ORF eins wird neu aufgestellt

Auch bei ORF eins bleibt derzeit kein Stein auf dem anderen. Die vielkritisierte Abspielstation für US-Serien und Hollywoodfilme wird unter der Leitung von Channel-Managerin Lisa Totzauer neu aufgestellt. Am Montag, den 8. April, startet die neue Vorabendinformation mit der ZIB18, danach kommt das 25-minütige Magazin1 - eine Weiterentwicklung des ZIB-Magazins, Zielrichtung Jüngere. Bodycams sorgen für neue Blickwinkel, ein modernes Studio ermöglicht viele Varianten für Gespräche, auch bei der Gestaltung der Beiträge wird experimentiert.
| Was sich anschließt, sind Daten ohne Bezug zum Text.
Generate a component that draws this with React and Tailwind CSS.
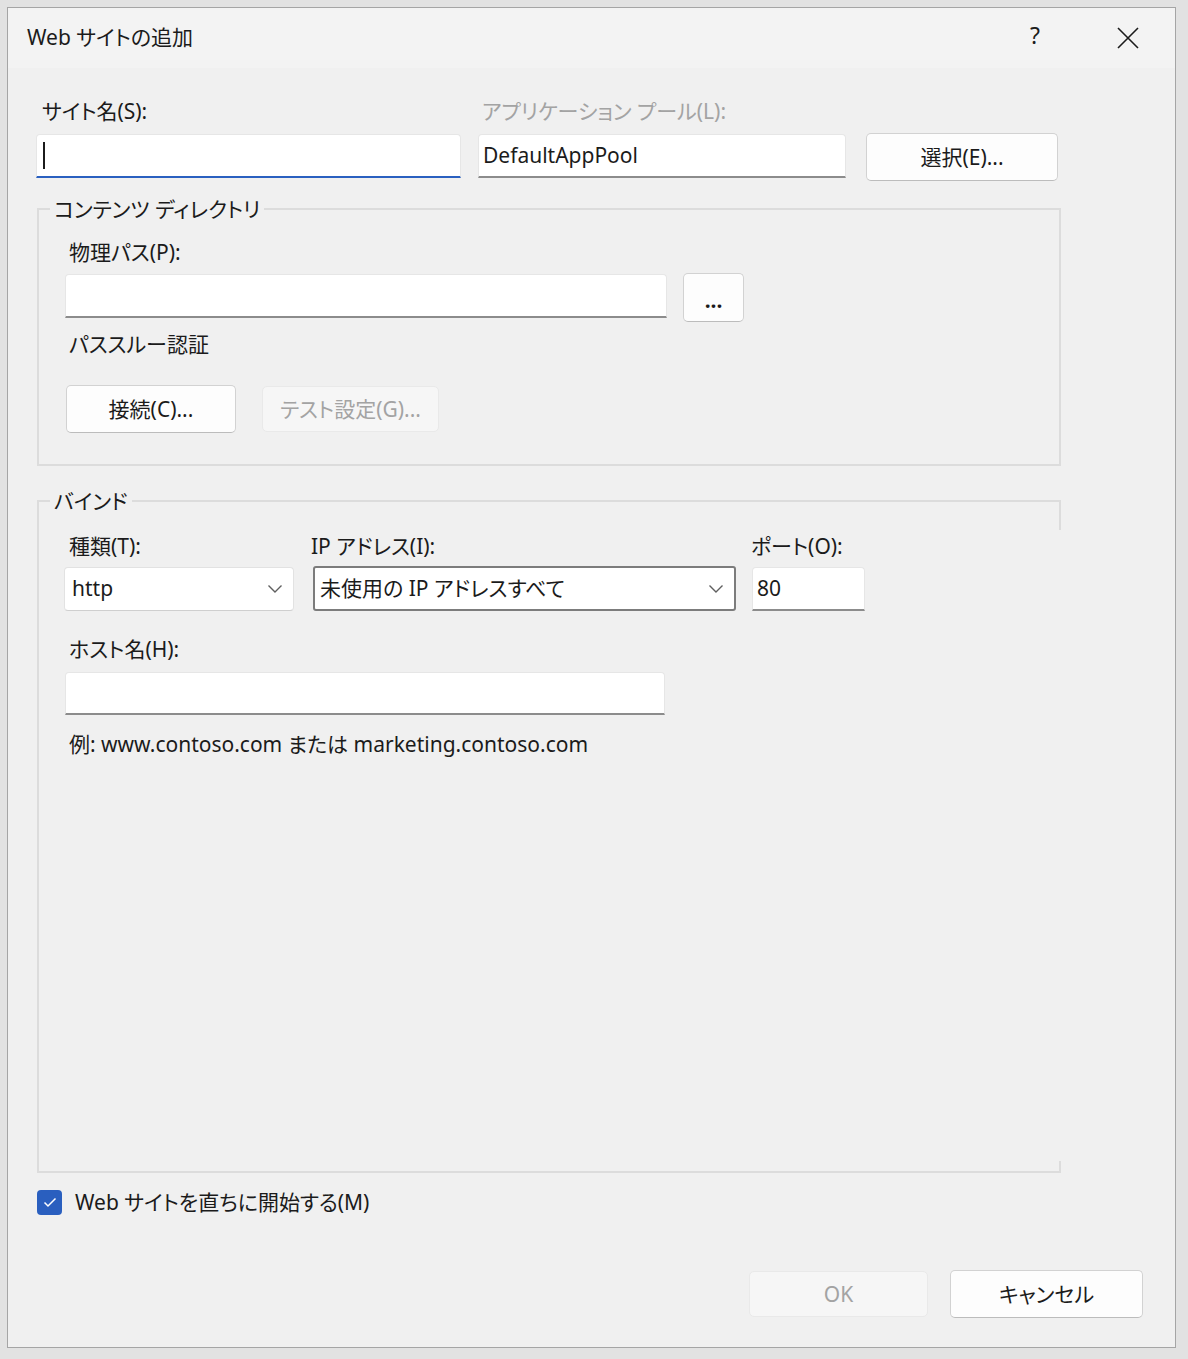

"Das geht sich in zwei Jahren aus"

Das Besondere an diesem Prozess ist, dass der ORF sich öffentlich der Analyse stellt, das ist auch in der Schweiz gut angekommen. Die Bevölkerung soll merken: Die nehmen das ernst. Auch im Stiftungsrat wurden die Ergebnisse vorgestellt, das Echo sei positiv gewesen - auch bei den ORF-Skeptikern im Gremium, sagt Fehr.
Was kann der ORF von der SRG lernen? "Sich als Öffentlich-Rechtlicher zu hinterfragen - und diese Diskussion auch in die Öffentlichkeit zu tragen", sagt Fehr. Damit könne man die Beziehung zum Publikum und zur Politik auf neue Beine stellen.

Nun hat der ORF zwei Jahre Zeit, die Wende zu schaffen, bis die Diskussion über seine Finanzierung wieder aufflammt. Fehr ist zuversichtlich, denn Management und Belegschaft hätten das Problem erkannt. Jetzt hänge es von der Umsetzung der Erkenntnisse ab.